Return the listing below unchanged, minus its pictures.
....................
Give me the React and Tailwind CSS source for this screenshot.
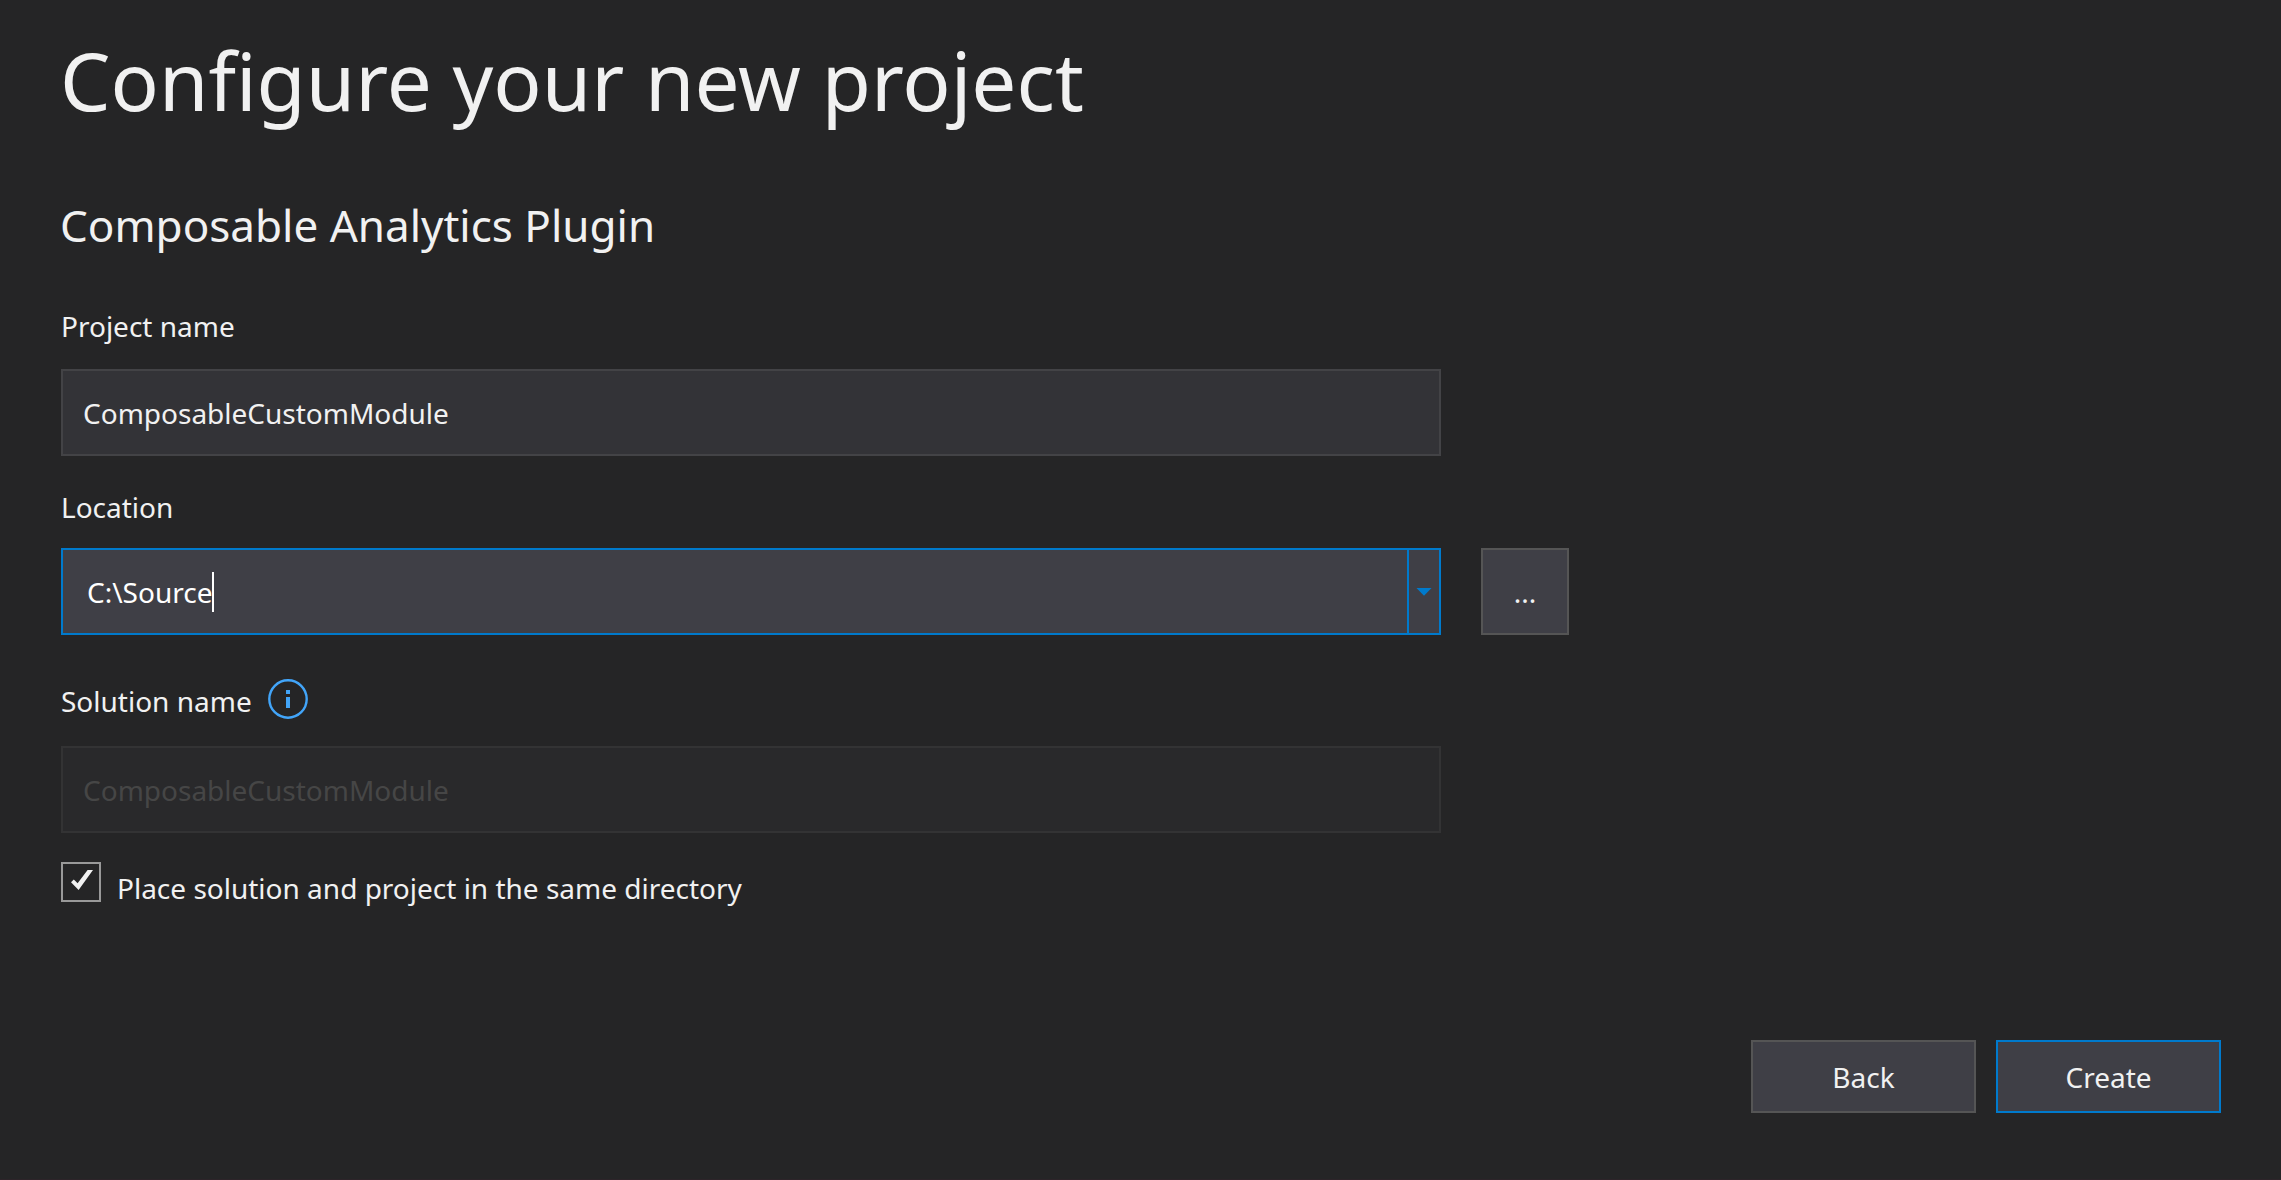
const fieldBase = "h-[87px] w-full border-2 px-5 text-[28px] leading-10 outline-none";
const buttonBase = "border-2 bg-[#3f3f46] text-center text-[28px] leading-10 text-[#f1f1f1]";

function InfoIcon() {
  return (
    <svg viewBox="0 0 40 40" className="size-10 shrink-0" aria-hidden="true">
      <circle cx="20" cy="20" r="18.7" fill="none" stroke="#42a5f9" strokeWidth="2.4" />
      <rect x="18" y="11" width="4" height="4" fill="#42a5f9" />
      <rect x="18" y="18" width="4" height="11" fill="#42a5f9" />
    </svg>
  );
}

export default function App() {
  return (
    <main className="flex min-h-screen flex-col border-b border-[#2d2429] bg-[#252526] px-[60px] pt-8 pb-[66px] font-['Noto_Sans','Open_Sans',sans-serif] text-[28px] leading-10 text-[#f1f1f1]">
      <h1 className="text-[80px] leading-[96px]">Configure your new project</h1>
      <h2 className="mt-[67px] text-[44px] leading-[60px]">Composable Analytics Plugin</h2>

      <form className="mt-[51px] flex grow flex-col pl-px" onSubmit={(e) => e.preventDefault()}>
        <div className="flex max-w-[1380px] flex-col items-start gap-[23px]">
          <label htmlFor="project-name">Project name</label>
          <input
            id="project-name"
            type="text"
            defaultValue="ComposableCustomModule"
            className={`${fieldBase} border-[#434346] bg-[#333337] text-[#f1f1f1]`}
          />
        </div>

        <div className="mt-[31px] flex flex-col items-start gap-[21px]">
          <label htmlFor="location">Location</label>
          <div className="flex w-full gap-10">
            <div className="flex h-[87px] w-full max-w-[1380px] border-2 border-[#007acc] bg-[#3f3f46]">
              <div className="flex grow items-center pl-6">
                <input
                  id="location"
                  type="text"
                  defaultValue="C:\Source"
                  className="[field-sizing:content] bg-transparent text-white outline-none"
                />
                <span className="h-10 w-0.5 bg-white" />
              </div>
              <button
                type="button"
                aria-label="Show recent locations"
                className="flex w-8 shrink-0 items-center justify-center border-l-2 border-[#007acc]"
              >
                <svg viewBox="0 0 16 8" className="h-2 w-4" aria-hidden="true">
                  <path d="M0.5 0H15.5L8 7.7Z" fill="#007acc" />
                </svg>
              </button>
            </div>
            <button type="button" aria-label="Browse" className={`${buttonBase} w-[88px] shrink-0 border-[#555555]`}>
              ...
            </button>
          </div>
        </div>

        <div className="mt-11 flex max-w-[1380px] flex-col gap-[25px]">
          <div className="flex h-[42px] gap-4">
            <label htmlFor="solution-name" className="self-end">
              Solution name
            </label>
            <InfoIcon />
          </div>
          <input
            id="solution-name"
            type="text"
            disabled
            defaultValue="ComposableCustomModule"
            className={`${fieldBase} border-[#333334] bg-[#29292b] text-[#464646]`}
          />
        </div>

        <div className="mt-[29px] flex items-start gap-4">
          <div className="grid size-10 shrink-0">
            <input
              id="same-directory"
              type="checkbox"
              defaultChecked
              className="peer col-start-1 row-start-1 size-10 appearance-none border-2 border-[#999999]"
            />
            <svg
              viewBox="0 0 40 40"
              className="pointer-events-none invisible col-start-1 row-start-1 size-10 peer-checked:visible"
              aria-hidden="true"
            >
              <path d="M10 20.2L12.8 17.4L16.6 21.2L26.6 8H32L17.6 28Z" fill="#f1f1f1" />
            </svg>
          </div>
          <label htmlFor="same-directory" className="mt-1.5">
            Place solution and project in the same directory
          </label>
        </div>

        <div className="mt-auto flex justify-end gap-5">
          <button type="button" className={`${buttonBase} h-[73px] w-[225px] border-[#555555]`}>
            Back
          </button>
          <button type="submit" className={`${buttonBase} h-[73px] w-[225px] border-[#007acc]`}>
            Create
          </button>
        </div>
      </form>
    </main>
  );
}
....................
Written answer:
Give me the React and Tailwind CSS source for this screenshot.
const fieldBase = "h-[87px] w-full border-2 px-5 text-[28px] leading-10 outline-none";
const buttonBase = "border-2 bg-[#3f3f46] text-center text-[28px] leading-10 text-[#f1f1f1]";

function InfoIcon() {
  return (
    <svg viewBox="0 0 40 40" className="size-10 shrink-0" aria-hidden="true">
      <circle cx="20" cy="20" r="18.7" fill="none" stroke="#42a5f9" strokeWidth="2.4" />
      <rect x="18" y="11" width="4" height="4" fill="#42a5f9" />
      <rect x="18" y="18" width="4" height="11" fill="#42a5f9" />
    </svg>
  );
}

export default function App() {
  return (
    <main className="flex min-h-screen flex-col border-b border-[#2d2429] bg-[#252526] px-[60px] pt-8 pb-[66px] font-['Noto_Sans','Open_Sans',sans-serif] text-[28px] leading-10 text-[#f1f1f1]">
      <h1 className="text-[80px] leading-[96px]">Configure your new project</h1>
      <h2 className="mt-[67px] text-[44px] leading-[60px]">Composable Analytics Plugin</h2>

      <form className="mt-[51px] flex grow flex-col pl-px" onSubmit={(e) => e.preventDefault()}>
        <div className="flex max-w-[1380px] flex-col items-start gap-[23px]">
          <label htmlFor="project-name">Project name</label>
          <input
            id="project-name"
            type="text"
            defaultValue="ComposableCustomModule"
            className={`${fieldBase} border-[#434346] bg-[#333337] text-[#f1f1f1]`}
          />
        </div>

        <div className="mt-[31px] flex flex-col items-start gap-[21px]">
          <label htmlFor="location">Location</label>
          <div className="flex w-full gap-10">
            <div className="flex h-[87px] w-full max-w-[1380px] border-2 border-[#007acc] bg-[#3f3f46]">
              <div className="flex grow items-center pl-6">
                <input
                  id="location"
                  type="text"
                  defaultValue="C:\Source"
                  className="[field-sizing:content] bg-transparent text-white outline-none"
                />
                <span className="h-10 w-0.5 bg-white" />
              </div>
              <button
                type="button"
                aria-label="Show recent locations"
                className="flex w-8 shrink-0 items-center justify-center border-l-2 border-[#007acc]"
              >
                <svg viewBox="0 0 16 8" className="h-2 w-4" aria-hidden="true">
                  <path d="M0.5 0H15.5L8 7.7Z" fill="#007acc" />
                </svg>
              </button>
            </div>
            <button type="button" aria-label="Browse" className={`${buttonBase} w-[88px] shrink-0 border-[#555555]`}>
              ...
            </button>
          </div>
        </div>

        <div className="mt-11 flex max-w-[1380px] flex-col gap-[25px]">
          <div className="flex h-[42px] gap-4">
            <label htmlFor="solution-name" className="self-end">
              Solution name
            </label>
            <InfoIcon />
          </div>
          <input
            id="solution-name"
            type="text"
            disabled
            defaultValue="ComposableCustomModule"
            className={`${fieldBase} border-[#333334] bg-[#29292b] text-[#464646]`}
          />
        </div>

        <div className="mt-[29px] flex items-start gap-4">
          <div className="grid size-10 shrink-0">
            <input
              id="same-directory"
              type="checkbox"
              defaultChecked
              className="peer col-start-1 row-start-1 size-10 appearance-none border-2 border-[#999999]"
            />
            <svg
              viewBox="0 0 40 40"
              className="pointer-events-none invisible col-start-1 row-start-1 size-10 peer-checked:visible"
              aria-hidden="true"
            >
              <path d="M10 20.2L12.8 17.4L16.6 21.2L26.6 8H32L17.6 28Z" fill="#f1f1f1" />
            </svg>
          </div>
          <label htmlFor="same-directory" className="mt-1.5">
            Place solution and project in the same directory
          </label>
        </div>

        <div className="mt-auto flex justify-end gap-5">
          <button type="button" className={`${buttonBase} h-[73px] w-[225px] border-[#555555]`}>
            Back
          </button>
          <button type="submit" className={`${buttonBase} h-[73px] w-[225px] border-[#007acc]`}>
            Create
          </button>
        </div>
      </form>
    </main>
  );
}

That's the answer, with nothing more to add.